In an attempt to illustrate that, I started playing in Excel doing some trendline fits using the internal functions in the graph function. Then I started manually doing the fits and manually calculating the R^2 in the spreadsheet to try to refresh my mind about where that all comes from. I have never had a formal statics class just what I picked up in various engineering classes along the way and a two or three day class on Minitab a few years ago. So after some playing I had a system in Excel that would let me create a custom equation and use Excel's internal Solver to implement a least squares regression to solve for the equation's coefficient and the resulting R^2. Next I created a data set for my example. It is completely made up from a simple functions meant to represent time on the x-axis and the y-axis represents some 1-dimensional displacement. No units required just a simple 1-dimensional displacement over time function. I then added a bit of noise to the data set, to simulate a sensor.

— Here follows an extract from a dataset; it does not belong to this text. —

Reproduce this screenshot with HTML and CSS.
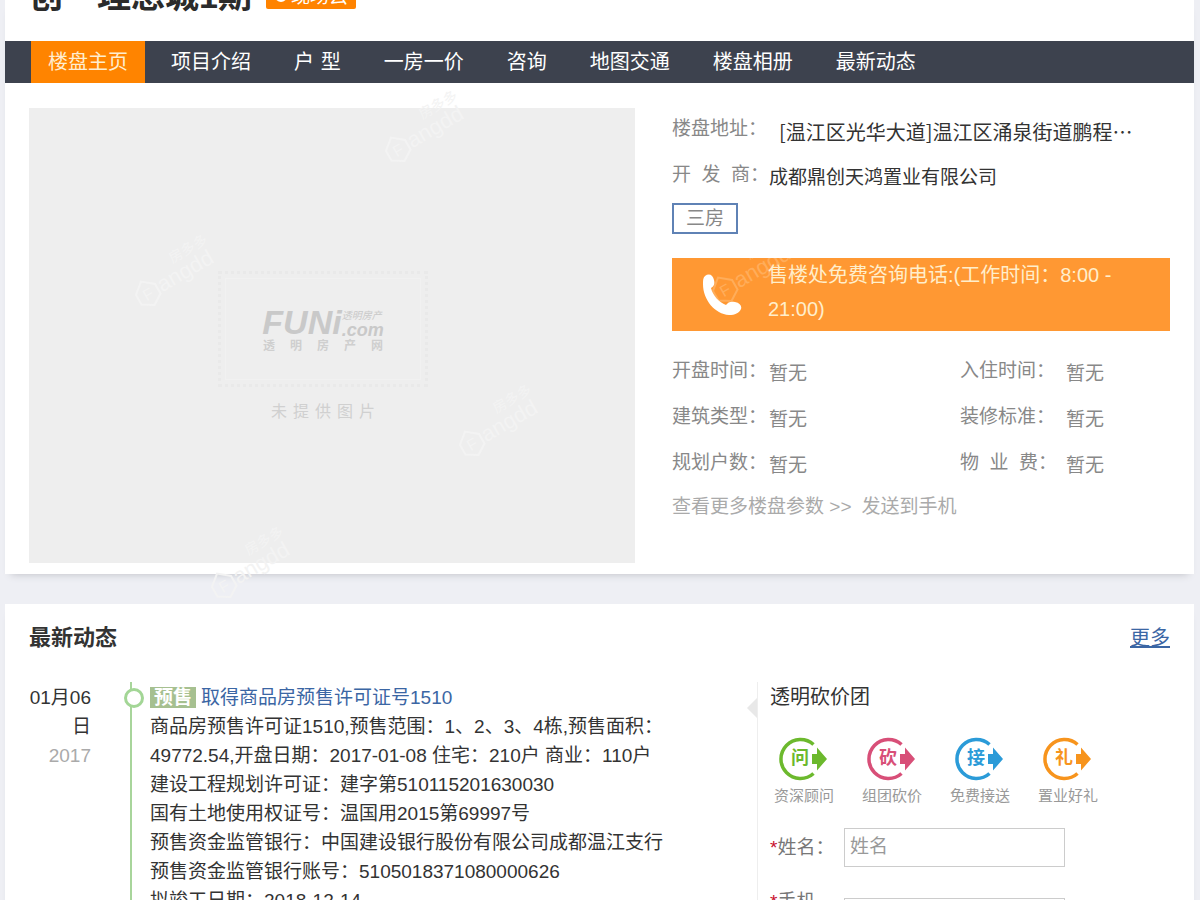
FILE: index.html
```html
<!DOCTYPE html>
<html lang="zh-CN">
<head>
<meta charset="utf-8">
<meta name="viewport" content="width=device-width, initial-scale=1">
<title>创・理想城1期</title>
<link rel="stylesheet" href="styles.css">
</head>
<body>
<svg class="defs" aria-hidden="true">
  <symbol id="ring" viewBox="0 0 60 46">
    <path d="M39.500 8.500A19.500 19.500 0 1 0 39.500 37.500" fill="none" stroke="currentColor" stroke-width="3.500"/>
    <path d="M38 18h5v-6.500l10 11.500-10 11.500V28h-5z" fill="currentColor"/>
  </symbol>
  <symbol id="mark" viewBox="0 0 110 80">
    <g transform="rotate(-30 14 58)" fill="currentColor">
      <path d="M3 55L14 46l11 9v11l-11 7-11-7z" fill="none" stroke="currentColor" stroke-width="2"/>
      <text x="9" y="66" font-size="16">F</text>
      <text x="27" y="66" font-size="22">angdd</text>
      <text x="50" y="46" font-size="14">房多多</text>
    </g>
  </symbol>
</svg>
<main class="page">
  <section class="card">
    <header class="title-bar">
      <h1>创・理想城1期</h1>
      <span class="live"><svg viewBox="0 0 14 14" aria-hidden="true"><circle cx="7" cy="7" r="5" fill="none" stroke="#fff" stroke-width="2"/></svg>现场云</span>
    </header>
    <nav class="nav">
      <a class="active" href="#">楼盘主页</a>
      <a href="#">项目介绍</a>
      <a href="#">户&emsp13;型</a>
      <a href="#">一房一价</a>
      <a href="#">咨询</a>
      <a href="#">地图交通</a>
      <a href="#">楼盘相册</a>
      <a href="#">最新动态</a>
    </nav>
    <div class="overview">
      <div class="photo">
        <div class="stamp">
          <div class="logo"><b>FUNi</b><span><small>透明房产</small><i>.com</i></span></div>
          <div class="slogan"><span>透</span><span>明</span><span>房</span><span>产</span><span>网</span></div>
        </div>
        <div class="missing"><span>未</span><span>提</span><span>供</span><span>图</span><span>片</span></div>
        <svg class="mark m1" aria-hidden="true"><use href="#mark"/></svg>
        <svg class="mark m2" aria-hidden="true"><use href="#mark"/></svg>
        <svg class="mark m3" aria-hidden="true"><use href="#mark"/></svg>
        <svg class="mark m4" aria-hidden="true"><use href="#mark"/></svg>
      </div>
      <div class="info">
        <dl class="row"><dt>楼盘地址：</dt><dd class="address">[温江区光华大道]温江区涌泉街道鹏程…</dd></dl>
        <dl class="row"><dt class="spread"><span>开</span><span>发</span><span>商：</span></dt><dd>成都鼎创天鸿置业有限公司</dd></dl>
        <div class="tags"><a href="#">三房</a></div>
        <div class="phone">
          <svg class="mark m5" aria-hidden="true"><use href="#mark"/></svg>
          <svg class="handset" viewBox="0 0 40 42" aria-hidden="true"><path d="M3 2C7-1 11 1 12 6c1 4 0 6-3 8 2 8 8 14 15 17 2-3 5-4 9-3 5 1 7 4 6 7-2 4-6 6-12 6C13 40 1 26 1 10 1 6 1 4 3 2z" fill="#fff"/></svg>
          <p>售楼处免费咨询电话:(工作时间：8:00 - 21:00)</p>
        </div>
        <div class="facts">
          <dl class="row"><dt>开盘时间：</dt><dd>暂无</dd></dl>
          <dl class="row"><dt>入住时间：</dt><dd>暂无</dd></dl>
          <dl class="row"><dt>建筑类型：</dt><dd>暂无</dd></dl>
          <dl class="row"><dt>装修标准：</dt><dd>暂无</dd></dl>
          <dl class="row"><dt>规划户数：</dt><dd>暂无</dd></dl>
          <dl class="row"><dt class="spread"><span>物</span><span>业</span><span>费：</span></dt><dd>暂无</dd></dl>
        </div>
        <p class="links"><a href="#">查看更多楼盘参数 &gt;&gt;</a><a href="#">发送到手机</a></p>
      </div>
    </div>
  </section>

  <section class="card news">
    <header class="news-head"><h2>最新动态</h2><a href="#">更多</a></header>
    <div class="news-body">
      <div class="date">01月06日<span>2017</span></div>
      <article class="entry">
        <h3><span class="status">预售</span><a href="#">取得商品房预售许可证号1510</a></h3>
        <p>商品房预售许可证1510,预售范围：1、2、3、4栋,预售面积：<br>49772.54,开盘日期：2017-01-08 住宅：210户 商业：110户<br>建设工程规划许可证：建字第510115201630030<br>国有土地使用权证号：温国用2015第69997号<br>预售资金监管银行：中国建设银行股份有限公司成都温江支行<br>预售资金监管银行账号：5105018371080000626<br>拟竣工日期：2018-12-14</p>
      </article>
      <form class="group">
        <h3>透明砍价团</h3>
        <ul class="perks">
          <li class="green"><div class="badge"><svg aria-hidden="true"><use href="#ring"/></svg><b>问</b></div>资深顾问</li>
          <li class="pink"><div class="badge"><svg aria-hidden="true"><use href="#ring"/></svg><b>砍</b></div>组团砍价</li>
          <li class="blue"><div class="badge"><svg aria-hidden="true"><use href="#ring"/></svg><b>接</b></div>免费接送</li>
          <li class="orange"><div class="badge"><svg aria-hidden="true"><use href="#ring"/></svg><b>礼</b></div>置业好礼</li>
        </ul>
        <div class="field"><label for="name"><em>*</em>姓名：</label><input id="name" type="text" placeholder="姓名"></div>
        <div class="field tel"><label for="tel"><em>*</em>手机</label><input id="tel" type="tel"></div>
      </form>
    </div>
  </section>
</main>
</body>
</html>
```

FILE: styles.css
```css
* { box-sizing: border-box; }
body {
  margin: 0;
  height: 100vh;
  overflow: hidden;
  background: #eeeff4;
  color: #333;
  font: 19px/29px "Liberation Sans", "Noto Sans CJK SC", sans-serif;
}
h1, h2, h3, p, dl, dd, ul { margin: 0; padding: 0; }
a { color: inherit; text-decoration: none; }
.defs { position: absolute; width: 0; height: 0; }

.page { padding: 0 6px 0 5px; display: flex; flex-direction: column; gap: 30px; }
.card { background: #fff; box-shadow: 0 6px 8px -6px #bbbcc2; }

.title-bar { height: 41px; padding: 0 24px 28px; display: flex; align-items: flex-end; gap: 14px; overflow: hidden; }
.title-bar h1 { font-size: 34px; line-height: 34px; color: #2b2b2b; white-space: nowrap; }
.live {
  display: flex; align-items: center; gap: 3px;
  height: 26px; margin-bottom: 4px; padding: 0 8px;
  border-radius: 2px; background: #ff8300; color: #fff; white-space: nowrap;
}
.live svg { width: 14px; height: 14px; }

.nav { display: flex; gap: 9px; padding: 0 26px; background: #3d424e; color: #fff; font-size: 20px; line-height: 42px; }
.nav a { padding: 0 17px; white-space: nowrap; }
.nav .active { background: #ff8400; color: #ffeed0; }

.overview { display: grid; grid-template-columns: 606fr 498fr; gap: 37px; padding: 25px 24px 11px; }
.photo {
  position: relative; aspect-ratio: 4 / 3; padding-right: 18px; background: #eee; color: #d0d0d0;
  display: flex; flex-direction: column; align-items: center; justify-content: center; gap: 10px;
}
.stamp {
  width: 210px; height: 116px; margin-top: 26px; border: 3px dotted #e9e9e9; outline: 1px solid #f1f1f1; outline-offset: -8px;
  display: flex; flex-direction: column; align-items: center; justify-content: center;
}
.logo { display: flex; align-items: flex-end; color: #c9c9c9; font-style: italic; }
.logo b { font-size: 34px; line-height: 34px; }
.logo span { display: flex; flex-direction: column; }
.logo small { font-size: 10px; line-height: 10px; }
.logo i { font-size: 18px; font-weight: bold; line-height: 18px; }
.slogan { display: flex; gap: 15px; font-size: 12px; line-height: 14px; font-weight: bold; color: #cfcfcf; }
.missing { display: flex; gap: 6px; font-size: 16px; }
.mark { position: absolute; width: 110px; height: 80px; color: #f3f3f3; pointer-events: none; }
.m1 { left: 104px; top: 126px; }
.m2 { left: 354px; top: -18px; }
.m3 { left: 428px; top: 276px; }
.m4 { left: 180px; top: 418px; }
.m5 { left: 38px; top: -28px; color: #ffad5a; }

.info { min-width: 0; color: #888; }
.row { display: flex; height: 46px; line-height: 42px; white-space: nowrap; }
.row dt { width: 97px; flex: none; }
.row dd { padding-top: 3px; }
.info > .row dd { color: #333; }
.info > .row .address { font-family: "Noto Sans CJK SC", sans-serif; font-size: 20px; padding-left: 10px; }
.spread { display: flex; justify-content: space-between; }
.tags { display: flex; margin-top: 3px; }
.tags a { padding: 0 12px; border: 2px solid #5f82b5; line-height: 27px; }
.phone {
  position: relative; display: flex; align-items: center; overflow: hidden;
  margin: 24px 0 19px; padding: 0 30px; background: #ff9833; color: #ffeecb; font-size: 20px; line-height: 34px;
}
.phone p { position: relative; padding: 0 0 5px 26px; min-width: 0; flex: 1; }
.handset { position: relative; width: 40px; height: 42px; flex: none; }
.facts { display: grid; grid-template-columns: 288px 1fr; }
.facts .row:nth-child(even) dt { width: 106px; }
.facts .row:nth-child(even) .spread { padding-right: 9px; }
.links { display: flex; gap: 10px; color: #aaa; line-height: 38px; }

.news { padding: 16px 24px 0; }
.news-head { display: flex; justify-content: space-between; line-height: 36px; }
.news-head h2 { font-size: 22px; }
.news-head a { font-size: 20px; color: #3b66a4; text-decoration: underline; }
.news-body { display: grid; grid-template-columns: 62px 666px 1fr; margin-top: 26px; }
.date { padding-top: 1px; text-align: right; word-break: break-all; }
.date span { display: block; color: #aaa; }
.entry { position: relative; margin-left: 39px; padding: 1px 0 6px 18px; border-left: 2px solid #a8d59b; white-space: nowrap; }
.entry::before {
  content: ""; position: absolute; left: -8px; top: 6px; width: 14px; height: 14px;
  border: 3px solid #a3d696; border-radius: 50%; background: #fff;
}
.entry h3 { display: flex; align-items: center; gap: 5px; font-size: 19px; font-weight: normal; }
.entry h3 a { color: #3b66a4; }
.status { padding: 0 4px; background: #a6c090; color: #fff; font-weight: bold; line-height: 21px; }

.group { position: relative; padding: 1px 0 0 12px; border-left: 1px solid #eee; }
.group::before {
  content: ""; position: absolute; left: -11px; top: 16px;
  border: solid transparent; border-width: 10px 10px 10px 0; border-right-color: #e8e8e8;
}
.group h3 { font-size: 20px; font-weight: normal; }
.perks { display: flex; gap: 28px; margin: 24px 0 0 4px; list-style: none; }
.perks li { width: 60px; font-size: 15px; line-height: 28px; color: #999; white-space: nowrap; }
.badge { position: relative; height: 46px; }
.badge svg { display: block; width: 60px; height: 46px; }
.badge b { position: absolute; left: 17px; top: 11px; font-size: 18px; line-height: 22px; }
.green .badge { color: #6cb92d; }
.pink .badge { color: #d84f78; }
.blue .badge { color: #2b9bd8; }
.orange .badge { color: #f7941d; }
.field { display: flex; align-items: center; margin-top: 18px; }
.field label { width: 74px; color: #777; white-space: nowrap; }
.field em { color: #c8102e; font-style: normal; }
.field input { width: 221px; height: 39px; padding: 0 5px; border: 1px solid #ccc; font: inherit; color: #333; background: #fff; }
.field input::placeholder { color: #999; opacity: 1; }
.tel { align-items: flex-start; margin-top: 20px; }
.tel input { margin-top: 11px; }
```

The noise is random caped at +/- 2% of full scale, in this case a random number between .46 and -.46 since ful scale was ~23. (units and scale are arbitrary) This made up function is sampled at 10 hz and then each sample has a random amount of noise added to make a noisy data set.
The first thing I did to the data set was throw it into a graph and let Excel add a simple linear fit (Click the Spoiler tag for the graph). Excel fit the equation y=a*x+b using its internal regression to solve for a and b. The equation and R^2 values are on the graph and it looks like a pretty good fit. There is definitely a linear correlation between time and displacement and the equation looks like it describes that pretty well bases on the R^2. But the calculated error between the linear equation and the actual data has some pretty bad local error especially at the low end. The average absolute error is 7.2% with an Min/Max of -26% to +58%. That seem considerably higher than we would expect from our +/-2% sensor/noise.
But now a little bit more information about the system. The position sensor is actually measuring the position of one mass of a mass-spring-mass system that is freely sliding down our 1-dimensional world with no gravity. (we are ignoring friction etc for simplicity's sake). With this addition insight into the physics involved, a better equation can be selected. Clearly there is a linear aspect to the motion (supported by the initial linear regression) but since there is a mass-spring-mass aspect to the system a harmonic component to the motion is likely. This lead to the creation of an equation based on what is know about the physics of the system. Something like this. y = a*x + b + c*sin(d*x+e). I used my least square setu and the internal solver to find the values for a, b, c, d, e. and plotted that. Click the spoiler
Now that looks much better. Having some physical intuition into what was creating the data helped create a function that fit the data much much better even though the R^2 value is only marginally better. The error in this new equation results in an average absolute error of only 2.3% and a min/max of -11% and +10%.
So coming back to the original topic. The above long winded illustration is a very simple case of what I think we have with the CUP to PSI conversion. There is a lot of really complex physics going in both measurement systems to arrive at a single number. They are both clearly correlate as you would expect since they are both derived from the same physical input (ie the the time variant chamber pressure) but there is enough physics/mechanics going on between the gas pressure event and the resulting CUP or transducer measurement (especially the CUP measurement) that writing a meaningful equation that can capture those physics is not trivial, if even possible, especially when you only use the two single number measurements and none of the other data available (bore diameter, case volume etc). The complexity of the measurement systems is why I talked about adding more inputs to the system to try to capture some more information that might help achieve a better fit to the conversion equation we want. As
@JohnKSa talks about earlier that Mr Ohler used the entire pressure vs time curve from a transducer measurement and could arrive at the pretty accurate CUP prediction. That makes total sense you could basically simulate a CUP measurement based on the representation of the entire pressure curved captured by the transducer. A finite element model, assuming you have a good finite element model for plastic deformation of copper (not trivial but get easier and easier with advances in FEA software) could take the pressure vs time curve as input and replicate the CUP measurement in a 3D computer model. The converse is not true of the CUP measurement. Too much data is lost in the CUP measurement to take the CUP measurement and use it to create a simulation of what the transducer would see. All the temporal data is lost in the CUP measurement, its all mushed together (pun intended) into one value. It's not that the two measurement are not related or correlated its that the relations between those two measurement is so complex that a simple polynomial fit simple cannot capture the complexity of that relationship especially in light of how much information is lost in the CUP measurement.
-too much rambling, hope that helps more than it confuses. Hopefully there are not too many typos and bad grammar as my brain is fried on rain, taxes, and least square regressions.
**This was a really simple and slightly contrived example and even then I had to start with pretty good guesses at my values for a, b, c, d, e. With an equation this complex there were lots of local minimums in the solution manifold that would get my solver stuck and come up with some strange solutions. Occasionally it would basically turn off the harmonic part of the equation and end up with an equation very similar to the linear solution. And just for completeness the original equation used to create the clean data set was y = 2*x + 3+ 1*sin(2.1 * (2 * pi) + 135*(pi/180)). The (2 * pi) and the (pi/180) is simple converting the frequency and phase angle to radians that Excel's sin function requires.